◆ GIVEN PROBLEM ◆
Look through the data below and say how many of its lines contain "page", adding nothing else.

+ + +

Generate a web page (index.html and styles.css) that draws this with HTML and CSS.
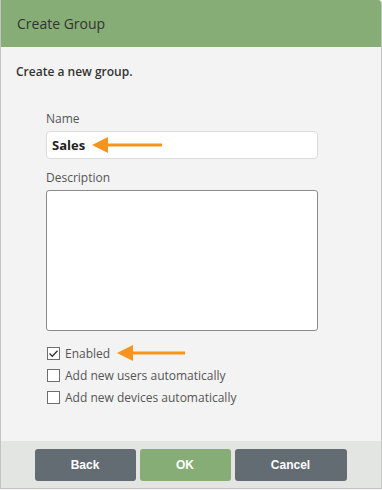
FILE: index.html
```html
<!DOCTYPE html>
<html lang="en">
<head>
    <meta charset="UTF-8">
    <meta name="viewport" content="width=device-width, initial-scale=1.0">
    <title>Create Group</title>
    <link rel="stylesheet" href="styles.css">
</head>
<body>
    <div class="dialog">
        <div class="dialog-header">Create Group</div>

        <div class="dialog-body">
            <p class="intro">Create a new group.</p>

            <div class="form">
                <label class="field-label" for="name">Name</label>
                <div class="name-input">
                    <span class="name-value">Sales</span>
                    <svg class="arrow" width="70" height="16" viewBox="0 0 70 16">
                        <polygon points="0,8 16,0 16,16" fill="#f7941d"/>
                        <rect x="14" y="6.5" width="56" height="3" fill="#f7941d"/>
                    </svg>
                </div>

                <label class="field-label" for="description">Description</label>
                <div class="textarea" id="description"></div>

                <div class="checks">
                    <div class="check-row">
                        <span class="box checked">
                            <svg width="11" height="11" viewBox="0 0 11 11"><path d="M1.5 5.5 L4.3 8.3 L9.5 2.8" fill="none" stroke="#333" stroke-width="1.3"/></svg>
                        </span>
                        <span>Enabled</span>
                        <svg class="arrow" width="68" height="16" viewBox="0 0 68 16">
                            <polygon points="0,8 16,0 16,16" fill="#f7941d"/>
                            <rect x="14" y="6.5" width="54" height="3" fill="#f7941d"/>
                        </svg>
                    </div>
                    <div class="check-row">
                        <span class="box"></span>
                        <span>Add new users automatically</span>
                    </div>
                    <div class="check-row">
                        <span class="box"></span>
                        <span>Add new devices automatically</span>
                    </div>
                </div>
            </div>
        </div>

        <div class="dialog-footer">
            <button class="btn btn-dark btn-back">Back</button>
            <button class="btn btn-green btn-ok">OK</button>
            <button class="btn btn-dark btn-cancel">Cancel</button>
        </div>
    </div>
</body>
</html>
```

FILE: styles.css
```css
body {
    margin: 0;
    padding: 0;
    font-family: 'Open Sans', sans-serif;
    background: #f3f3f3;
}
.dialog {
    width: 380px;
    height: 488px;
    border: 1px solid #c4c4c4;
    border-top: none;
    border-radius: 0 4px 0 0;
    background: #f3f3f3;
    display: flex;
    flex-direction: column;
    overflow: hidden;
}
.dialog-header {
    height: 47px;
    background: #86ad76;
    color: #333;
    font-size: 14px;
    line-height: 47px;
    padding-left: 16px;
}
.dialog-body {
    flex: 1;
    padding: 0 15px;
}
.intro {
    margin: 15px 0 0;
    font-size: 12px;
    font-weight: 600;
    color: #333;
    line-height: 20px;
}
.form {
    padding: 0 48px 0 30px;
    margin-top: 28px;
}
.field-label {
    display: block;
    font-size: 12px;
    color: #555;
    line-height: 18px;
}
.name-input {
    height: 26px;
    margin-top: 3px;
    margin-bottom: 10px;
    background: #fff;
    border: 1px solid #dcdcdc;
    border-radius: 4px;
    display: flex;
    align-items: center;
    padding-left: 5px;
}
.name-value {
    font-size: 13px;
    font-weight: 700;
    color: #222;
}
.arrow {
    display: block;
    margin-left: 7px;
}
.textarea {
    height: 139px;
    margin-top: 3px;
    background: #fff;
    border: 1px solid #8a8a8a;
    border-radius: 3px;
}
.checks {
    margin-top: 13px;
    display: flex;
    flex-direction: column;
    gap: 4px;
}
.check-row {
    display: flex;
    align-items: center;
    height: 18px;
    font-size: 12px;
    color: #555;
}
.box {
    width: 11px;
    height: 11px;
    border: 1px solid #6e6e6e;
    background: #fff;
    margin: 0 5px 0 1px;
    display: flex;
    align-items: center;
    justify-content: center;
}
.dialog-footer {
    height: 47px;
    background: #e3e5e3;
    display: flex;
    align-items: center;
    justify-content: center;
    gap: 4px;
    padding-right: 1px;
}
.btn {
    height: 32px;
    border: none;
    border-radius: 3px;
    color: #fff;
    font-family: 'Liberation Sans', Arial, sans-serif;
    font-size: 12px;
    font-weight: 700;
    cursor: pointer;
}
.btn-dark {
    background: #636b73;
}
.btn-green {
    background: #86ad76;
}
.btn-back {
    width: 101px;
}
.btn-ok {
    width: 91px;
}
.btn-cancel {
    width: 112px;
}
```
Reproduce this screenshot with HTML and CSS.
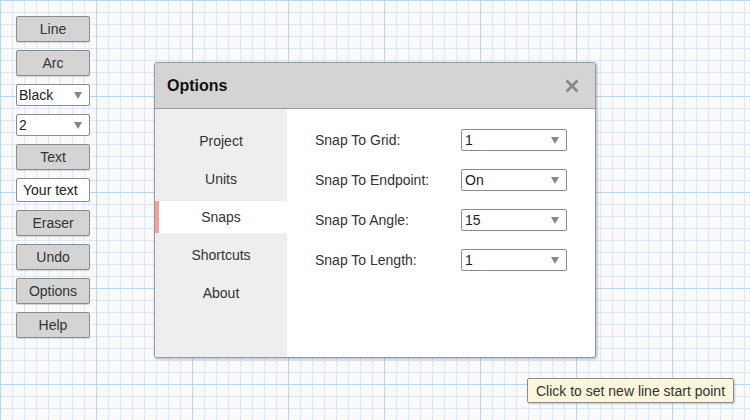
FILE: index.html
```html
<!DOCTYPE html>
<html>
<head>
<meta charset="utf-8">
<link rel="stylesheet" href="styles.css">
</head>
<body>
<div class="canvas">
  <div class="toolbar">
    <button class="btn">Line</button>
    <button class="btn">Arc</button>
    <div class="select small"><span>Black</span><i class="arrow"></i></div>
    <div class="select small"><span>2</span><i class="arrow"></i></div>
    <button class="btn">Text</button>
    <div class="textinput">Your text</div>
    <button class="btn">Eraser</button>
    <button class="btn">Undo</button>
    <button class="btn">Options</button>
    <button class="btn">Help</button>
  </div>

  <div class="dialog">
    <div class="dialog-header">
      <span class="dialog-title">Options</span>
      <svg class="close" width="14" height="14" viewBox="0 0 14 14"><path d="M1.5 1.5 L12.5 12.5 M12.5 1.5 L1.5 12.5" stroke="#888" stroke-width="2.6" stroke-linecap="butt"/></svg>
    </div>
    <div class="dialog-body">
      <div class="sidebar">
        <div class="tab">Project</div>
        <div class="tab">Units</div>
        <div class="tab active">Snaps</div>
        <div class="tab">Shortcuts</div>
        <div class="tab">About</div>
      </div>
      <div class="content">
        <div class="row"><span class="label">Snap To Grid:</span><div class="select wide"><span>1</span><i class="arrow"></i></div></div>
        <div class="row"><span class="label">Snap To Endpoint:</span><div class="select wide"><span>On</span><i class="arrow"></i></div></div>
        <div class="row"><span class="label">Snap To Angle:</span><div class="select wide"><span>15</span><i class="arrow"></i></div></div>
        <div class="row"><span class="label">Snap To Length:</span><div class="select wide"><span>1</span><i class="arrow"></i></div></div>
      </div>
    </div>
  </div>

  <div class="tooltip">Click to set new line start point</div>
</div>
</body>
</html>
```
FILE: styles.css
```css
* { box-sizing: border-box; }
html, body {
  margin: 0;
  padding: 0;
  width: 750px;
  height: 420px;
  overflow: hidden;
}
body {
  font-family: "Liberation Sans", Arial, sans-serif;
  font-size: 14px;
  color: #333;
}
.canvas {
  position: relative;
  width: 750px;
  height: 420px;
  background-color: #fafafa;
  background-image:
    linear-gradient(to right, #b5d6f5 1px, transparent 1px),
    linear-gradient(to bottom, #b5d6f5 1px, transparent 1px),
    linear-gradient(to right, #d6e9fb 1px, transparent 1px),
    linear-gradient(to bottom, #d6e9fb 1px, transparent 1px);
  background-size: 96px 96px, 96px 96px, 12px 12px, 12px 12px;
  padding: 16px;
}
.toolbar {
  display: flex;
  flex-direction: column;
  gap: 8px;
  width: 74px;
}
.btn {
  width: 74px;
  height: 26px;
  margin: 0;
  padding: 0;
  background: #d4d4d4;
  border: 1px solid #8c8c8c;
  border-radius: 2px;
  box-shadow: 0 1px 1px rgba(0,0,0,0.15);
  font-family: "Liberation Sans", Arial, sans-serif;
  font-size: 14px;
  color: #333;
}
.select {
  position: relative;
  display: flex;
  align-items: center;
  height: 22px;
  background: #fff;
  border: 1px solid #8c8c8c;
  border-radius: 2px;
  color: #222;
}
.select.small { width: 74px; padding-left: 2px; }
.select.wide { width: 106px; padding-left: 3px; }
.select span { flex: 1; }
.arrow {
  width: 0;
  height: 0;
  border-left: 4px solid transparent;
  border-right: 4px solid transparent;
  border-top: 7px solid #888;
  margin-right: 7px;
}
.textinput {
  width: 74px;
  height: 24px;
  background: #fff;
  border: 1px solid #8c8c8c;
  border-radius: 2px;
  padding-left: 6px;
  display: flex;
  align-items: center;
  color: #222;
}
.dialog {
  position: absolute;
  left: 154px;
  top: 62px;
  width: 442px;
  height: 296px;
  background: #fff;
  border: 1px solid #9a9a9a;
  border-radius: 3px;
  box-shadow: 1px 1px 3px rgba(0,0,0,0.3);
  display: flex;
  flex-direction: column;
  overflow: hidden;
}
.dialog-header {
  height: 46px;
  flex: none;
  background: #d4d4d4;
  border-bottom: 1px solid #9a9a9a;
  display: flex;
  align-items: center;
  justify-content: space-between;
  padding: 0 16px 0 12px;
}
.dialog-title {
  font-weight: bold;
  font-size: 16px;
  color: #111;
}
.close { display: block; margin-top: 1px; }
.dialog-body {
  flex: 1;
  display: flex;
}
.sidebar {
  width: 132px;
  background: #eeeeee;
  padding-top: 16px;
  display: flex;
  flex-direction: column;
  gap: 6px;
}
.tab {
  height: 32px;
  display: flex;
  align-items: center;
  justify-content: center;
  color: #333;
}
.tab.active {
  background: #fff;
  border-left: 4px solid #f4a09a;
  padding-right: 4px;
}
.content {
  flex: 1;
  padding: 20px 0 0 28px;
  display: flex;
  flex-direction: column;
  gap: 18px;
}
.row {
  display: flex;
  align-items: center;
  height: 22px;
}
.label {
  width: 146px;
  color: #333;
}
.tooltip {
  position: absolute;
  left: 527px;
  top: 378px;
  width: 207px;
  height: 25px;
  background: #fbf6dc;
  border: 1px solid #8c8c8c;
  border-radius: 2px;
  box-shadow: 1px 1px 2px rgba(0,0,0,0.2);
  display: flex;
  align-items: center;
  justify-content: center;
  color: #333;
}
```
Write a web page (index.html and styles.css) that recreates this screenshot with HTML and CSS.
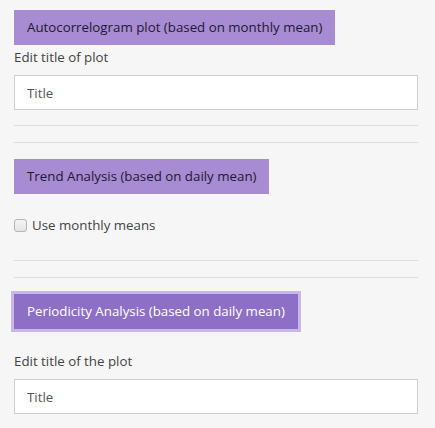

+ + +

◆ RESPONSE TO THE EXERCISE ◆
2